Le lendemain du drame, un représentant CGSP déclarait: « Aujourd’hui, le temps n’est pas celui de la colère ni des conclusions hâtives ! Mais bien celui de la tristesse, du recueillement et du soutien aux familles, amis et collègues des victimes. Mais le temps viendra de tirer les conclusions de cette tragédie ». Madame la Ministre, le moment est venu : il est temps de se mettre au travail pour que cette tragédie ne se répète pas. C’est notre rôle.
Quand on parle de prisons, on pense immédiatement à la Justice. Mais dans l’ombre de ces murs, c’est la Régie des Bâtiments – un acteur trop souvent invisible et dont les choix financiers sont opaques et totalement déséquilibrés – qui est responsable de leur gestion.

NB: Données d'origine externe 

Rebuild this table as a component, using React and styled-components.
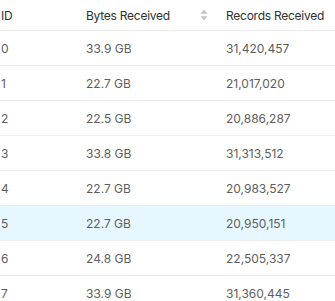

C’est elle qui s’occupe de l’état des lieux, de la sécurité, de la salubrité. C’est elle qui gère aussi les centres fermés et les palais de justice.
Et cela fait des années, Madame la Ministre, que des voix s’élèvent. Des experts, des magistrats, des organisations indépendantes, des détenus et des agents pénitentiaires eux-mêmes, et mon groupe, les écologistes. On rappelle la même chose : les bâtiments sont vétustes, dangereux, parfois carrément illégaux.
Et aujourd’hui, c’est un drame évitable qui vient nous rappeler le prix de l’inaction.
Parce ce qu’il s’est passé à la prison de Lantin est un échec collectif, mais la responsabilité première en revient à l’État, et en partie à la Régie des Bâtiments.
Chers collègues, je vais vous raconter des choses dures, mais je pense qu’il est important de pouvoir mettre un contexte à mon interpellation.
Le foyer de l’incendie se situait dans un bâtiment particulier : la buanderie. D’après mes informations, la disposition des lieux et la structure du bâtiment ont compliqué la tâche des pompiers.
Dans un premier temps, l’intervention aurait été rapide, la situation était sous contrôle. Mais c’est en avançant dans l’espace, les pompiers se seraient retrouvés bloqués par un mur de chaleur les matraquant au sol, avec une visibilité zéro. Désorientés, ils auraient perdu leur chemin, et seraient parvenus jusqu’à un local près de la cour. Ils en auraient brisé une fenêtre, leur permettant d’entrer en contact visuel et oral avec leurs collègues à l’extérieur.
Les pompiers présents dehors ne seraient pas parvenus à briser les barreaux, malgré l’utilisation poussée de nombreux moyens à leur disposition, comme des instruments de désincarcération ainsi que le recours à un camion, s’étant attaché aux barreaux et cherchant à les dégonder. Ils ont tenté de scier les barreaux métalliques d’une fenêtre mais leur outil n’a pas permis d’en venir à bout.
Une autre porte aurait pu permettre d’accéder aux pompiers en détresse. Mais, ici, ce sont les gardiens de la prison qui ne seraient pas parvenus à mettre la main sur les clefs. Comme ce sont des portes de prison, il a fallu un long laps de temps pour parvenir à les démonter et à entrer dans le local. Trop tard pour un pompier.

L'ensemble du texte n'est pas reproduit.